Yes, the Christian faith considers many behaviours to be sin, and considers them all on the same level. Socially, this is utter madness – that is why we have a justice system which assigns punishments based on the socially-driven seriousness of a crime (flawed as it may be in some regards) and why the idea of God’s one-size-fits-all punishment for even the most insignificant of misdemeanours melts our brains when we sit down to think about it.

Are we being fair here?

Why have I titled this post as I have? Because there’s something uneasy about this episode and I don’t feel GBNI is the right target for this particular “fight”. I am inclined to think that the energy being expended in chasing, challenging and accusing them would be better spent on something which could have a more wide ranging and positive impact.

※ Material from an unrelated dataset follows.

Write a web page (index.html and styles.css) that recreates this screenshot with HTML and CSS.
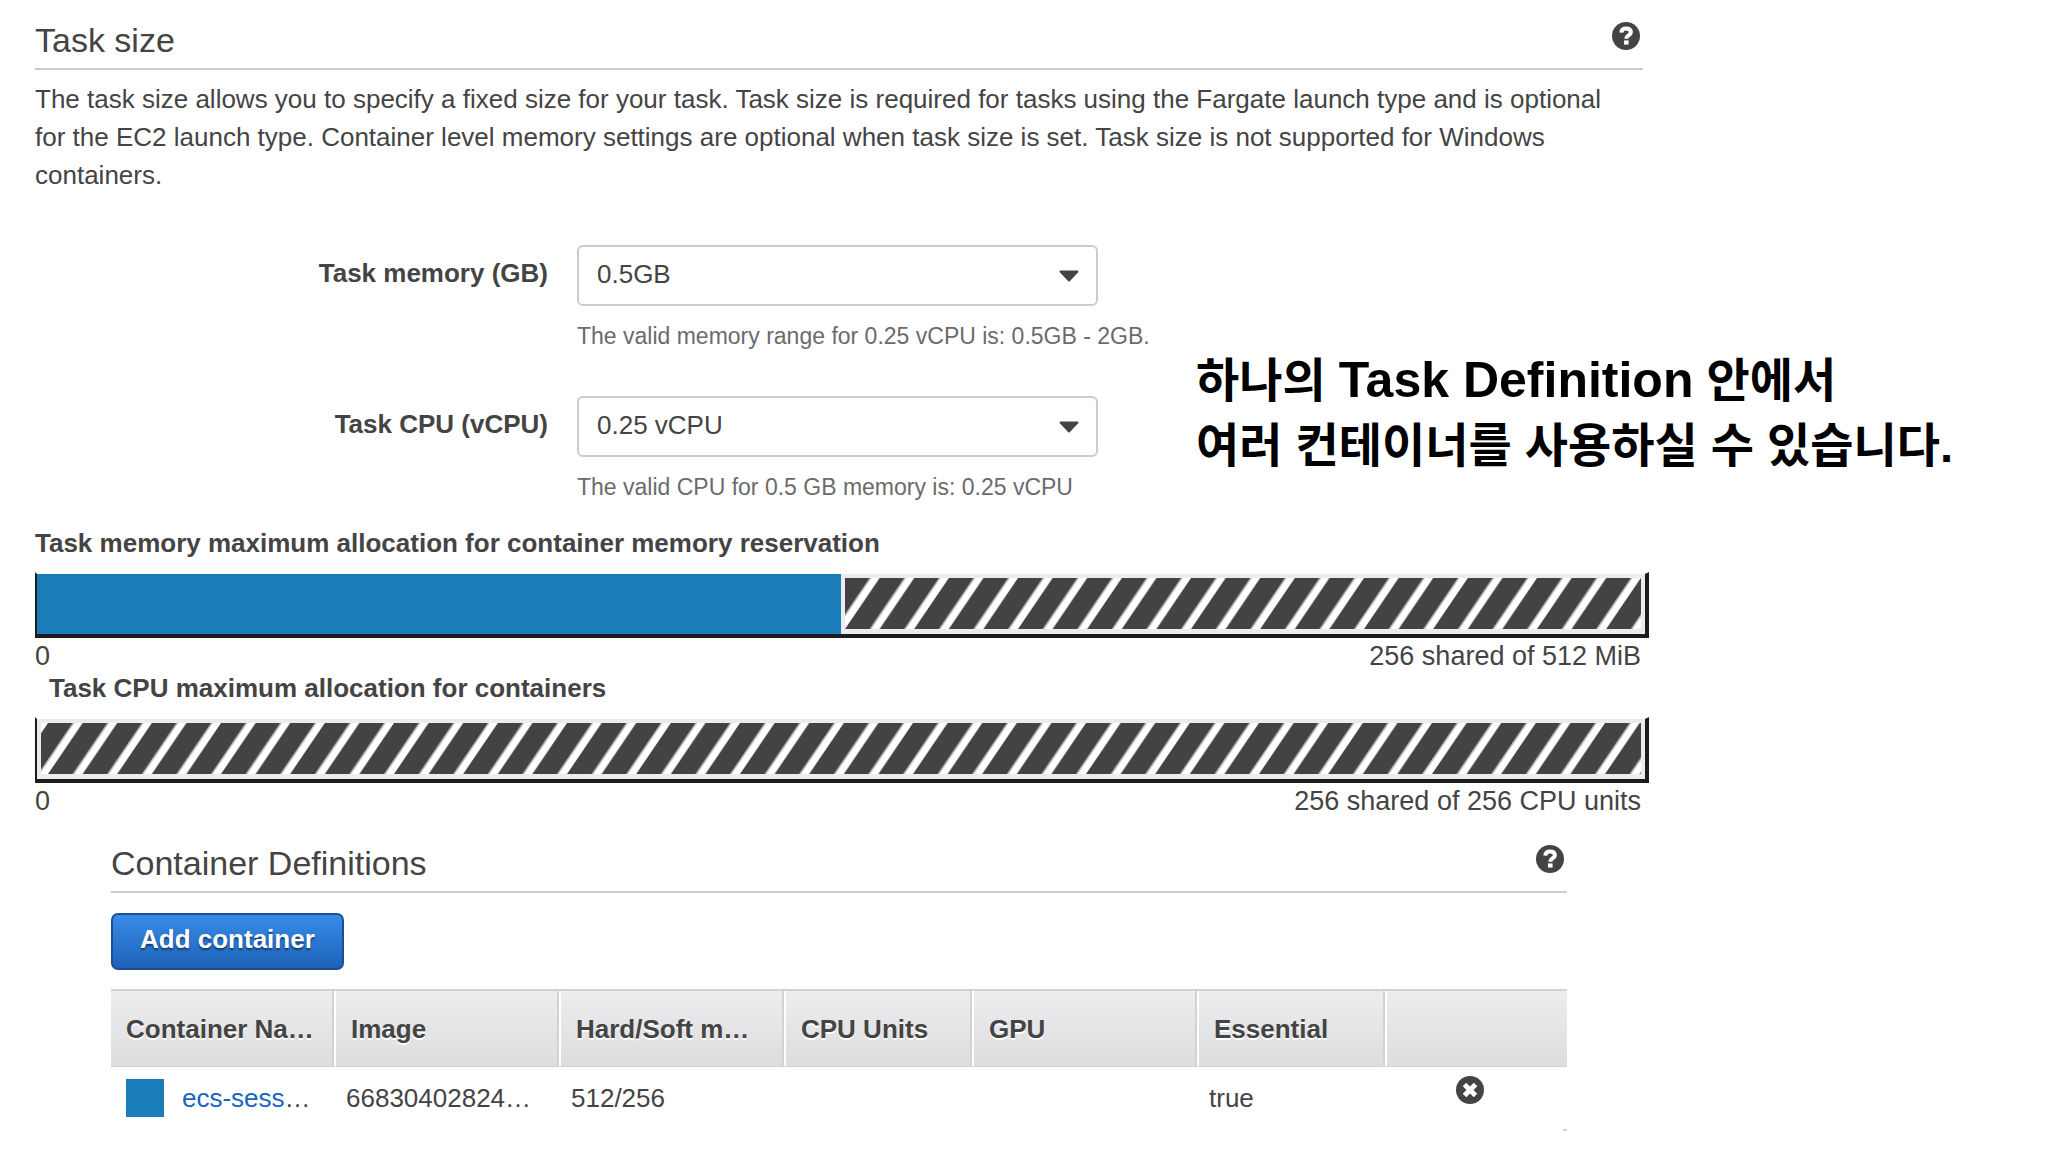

Targeting GB might affect that organisation in terms of bad press, but it will be viewed by the wider Christian family as an assault on that organisation rather than a critique of the logic and impact of preaching the idea that all sins are equal to a loving God. The church will rally around GB (cf. Ashers). But the most important bit here is that the church is highly unlikely to change its teaching because the conservative arm of Christianity – far and away the most dominant arm in Northern Ireland – still considers the Bible to be clear on homosexuality and will not alter that on the basis of what it will see as the next wave of lobby-driven persecution.

I hope it’s clear I have no love for the Christian faith, regardless of how much time I spent in it whilst growing up. I hope that I’m not seen as defending the indefensible. But we who object to the ideas of Christianity (particularly in this part of the world) also have to be fair and rational in standing up to what we perceive as wrong. And I just don’t feel we are in this instance.